The International Workshop on Human-Centric Software Engineering and Cyber Security
- Mohan Baruwal Chhetri (CSIRO’s Data61, Australia)
- Xiao Liu (Deakin University, Australia)
- Marthie Grobler (CSIRO’s Data61, Australia)
- Thuong Hoang (Deakin University, Australia)
- Karen Renaud (University of Strathclyde, United Kingdom)
- Chetan Arora (Monash University, Australia)
Call for Papers
Humans are a key part of software development as the creators, designers, coders, testers, end users and occasional abusers of software systems including cyber security systems. While most current software engineering research and practices are function, data or process oriented, human-centric software engineering focuses on the human factors in engineering software systems. Following the success of the first and second editions at ASE 2020 and ASE 2021, the 3rd International Workshop on Human-Centric Software Engineering and Cyber Security will continue its aim to bring together researchers and practitioners to continue the discussion on fundamentally new ways to systematically capture and use human-centric software requirements during software development and verify that systems meet these requirements. At present, there are major issues with misaligned software applications related to human factors, such as accessibility, usability, emotions, personality, age, gender, and culture. This workshop serves as the ideal venue to share research ideas and outcomes on requirements, enhanced theory, models, tools, and capability for next-generation human-centric software engineering aiming to achieve significant benefits of greatly improved software quality and user experience, developer productivity and cost savings.
The increased attention on a human-centric design in software engineering is the focus of contemporary research in cyber security. Particularly, the focus is shifting towards embedding human behaviour and cognitive perception to ensure a fully human-centric cyber security solution that not only protects humans from the harmful aftereffects of cyber security events but does so in unison with human thinking and behavioural patterns. In this workshop, we solicit recent research works in the field of human-centric cyber security engineering.

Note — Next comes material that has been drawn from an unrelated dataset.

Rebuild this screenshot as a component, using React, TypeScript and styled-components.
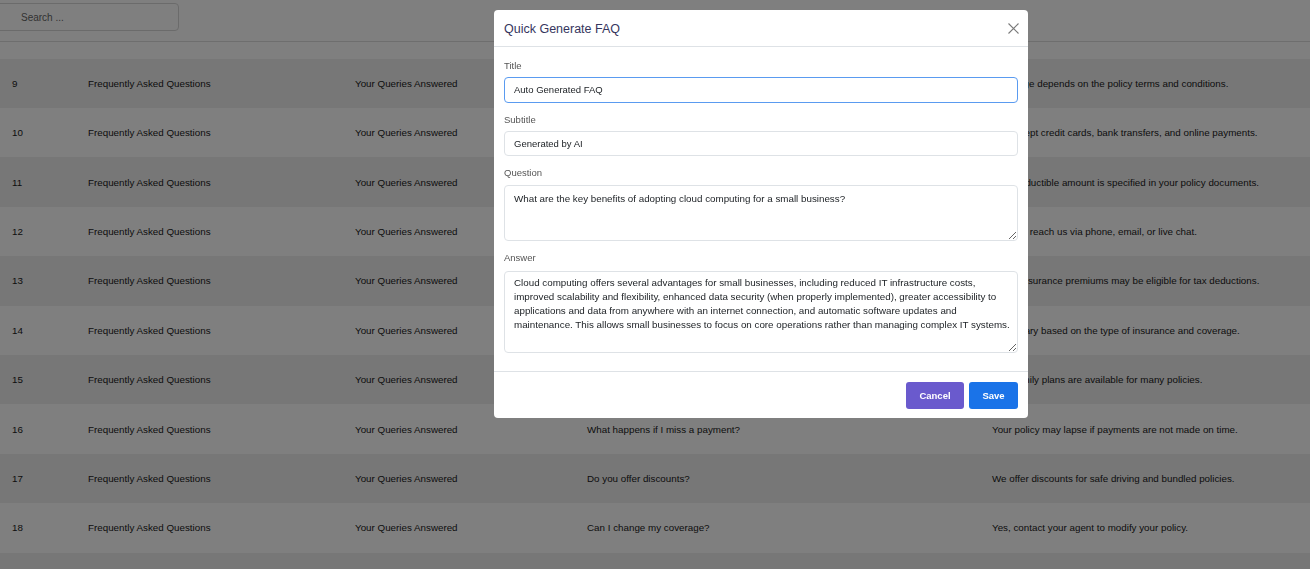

This workshop solicits papers on all topics related to human-centric software engineering and cyber security, including, but not limited to:
- Impact of human factors on development processes and software teams
- Human factors considerations for engineers and developers
- Incorporating human factors into requirements and design e.g., emotions, bias, personality, and culture
- Human-centric modelling tools
- Human-centric requirements engineering
- Human-centric methodologies and practices
- Context-awareness in human-centric software (and systems) engineering
- Proactive help for modellers/designers/engineers e.g., design critics
- Human-centric applications of emerging technologies
- Accessible and usable cyber security
- Usable security/privacy evaluation of existing and/or proposed solutions
- Mental models that contribute to, or inform security and privacy design and deployment
- Human-centric design patterns
- In-the-wild observation of security and privacy behaviour studies
- Tools and models for capturing and interpreting user behaviours
- Software applications that demonstrate the practice of human-centric software engineering
- Cyber security studies in developing countries
- Case studies on insider whistleblowing
- Systematization of knowledge papers that integrate and systematize existing knowledge on human-centric software engineering and/or cyber security
- Replicating or extending previously published studies and experiments on human-centric security
Systematization of Knowledge: We solicit Systematization of Knowledge (SoK) that evaluate, systematize, and contextualize existing knowledge on human-centric software engineering and cyber security. SoK papers should provide a new argument, observation, viewpoint or taxonomy in an established research topic. They should be more than a survey or summary of prior work and provide new insights that can benefit our research community. The paper titles should be prefixed with “SoK:”
Replication Studies: In addition to original work, we also solicit replication studies that replicate important/influential findings from the literature. Authors should clearly state the purpose of conducting the replication study, precisely describe the methodological differences, and compare the findings with the results from the original study.
Submission Process: All submissions must be in PDF format and conform, at time of submission, to the ACM Proceedings Template. Submissions must be no more than 8 pages (including acknowledgments, bibliography, and appendices). All accepted contributions will be published in the conference electronic proceedings. At least one author needs to present their paper during the workshop.
Anonymous Submission: HCSE&CS 2023 will employ a double-anonymous review process. Submissions should not include author names or affiliations anywhere in the paper including the title page, body of the paper, and the acknowledgements. References to the authors’ own work should only be made in third person.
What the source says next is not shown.